Even without a dedicated platform, your POS likely has a labor report buried in the back office. Toast, Square, and SpotOn all offer some version of a labor-versus-sales comparison. It is worth spending 20 minutes finding that report and learning how to read it, because it gives you the weekly data you need without adding a new tool to the stack.
Building the Habit Without Micromanaging
This is the part that makes most operators uncomfortable. Watching labor closely can feel like micromanaging your team, and nobody wants to be that kind of boss. But there is a big difference between micromanaging and having visibility.
Micromanaging is standing over someone's shoulder and questioning every clock-in. Visibility is looking at a report once a week and noticing that Tuesday nights are consistently overstaffed by two people. One is controlling. The other is just paying attention to your business.

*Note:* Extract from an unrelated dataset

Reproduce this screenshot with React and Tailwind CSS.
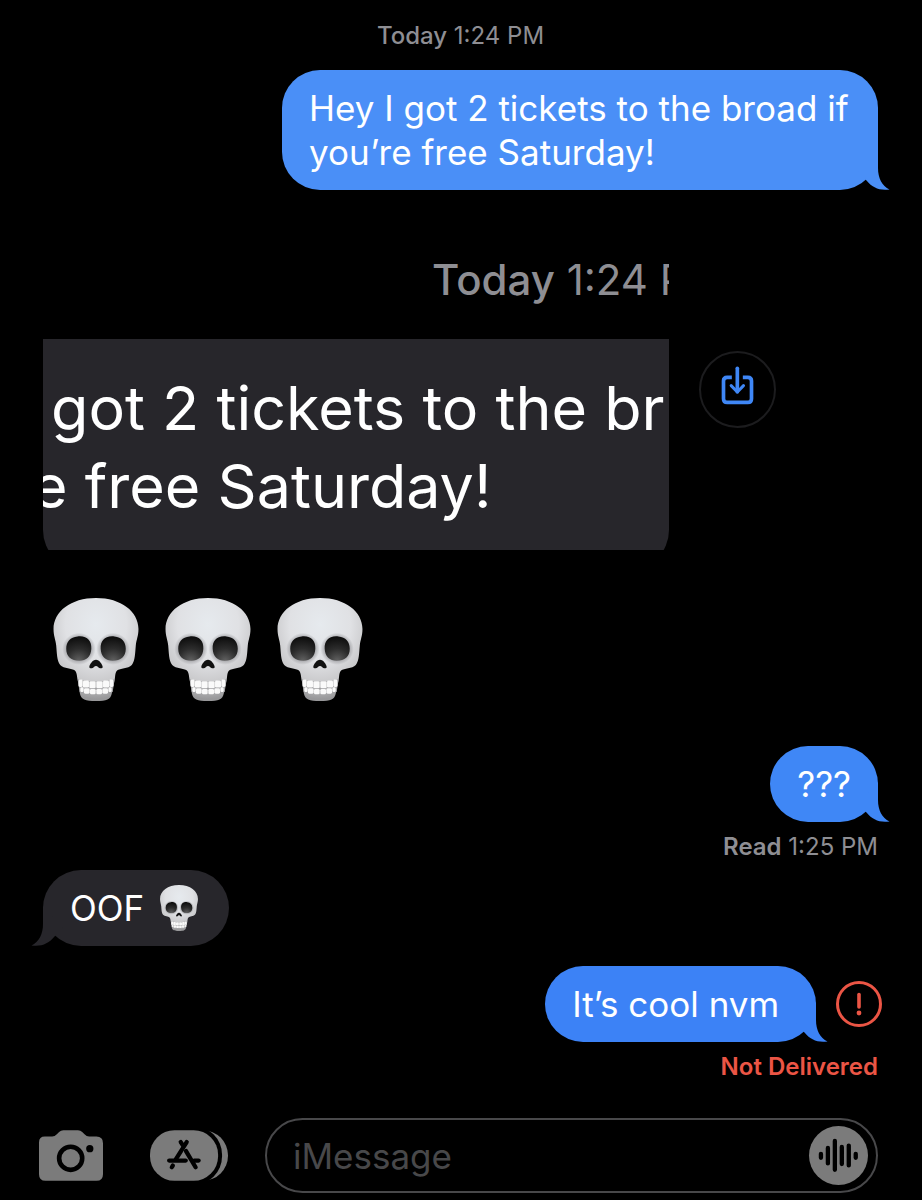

The best approach is to make labor data part of your weekly manager meeting (or your own weekly review if you are a solo operator). Look at the three numbers listed above. Compare them to the previous week and to your target. If something is off, have a conversation about it. Usually the fix is simple: adjust the schedule, talk to a shift lead about cut times, or revisit a position that may not need to be filled every day.
Awareness Is the Fix
Labor creep thrives in the dark. It happens when nobody is looking at the numbers between P&L cycles. The fix is not cracking down on your team or cutting hours aggressively. The fix is awareness. When you know your numbers weekly, you make better scheduling decisions naturally. Your shift leads start thinking about labor cost because you are thinking about it. And over time, the culture shifts from "stay until everything is perfect" to "stay until the job is done, then clock out." That small shift, multiplied across your whole team, is worth thousands of dollars a year. And it starts with just checking one report, once a week.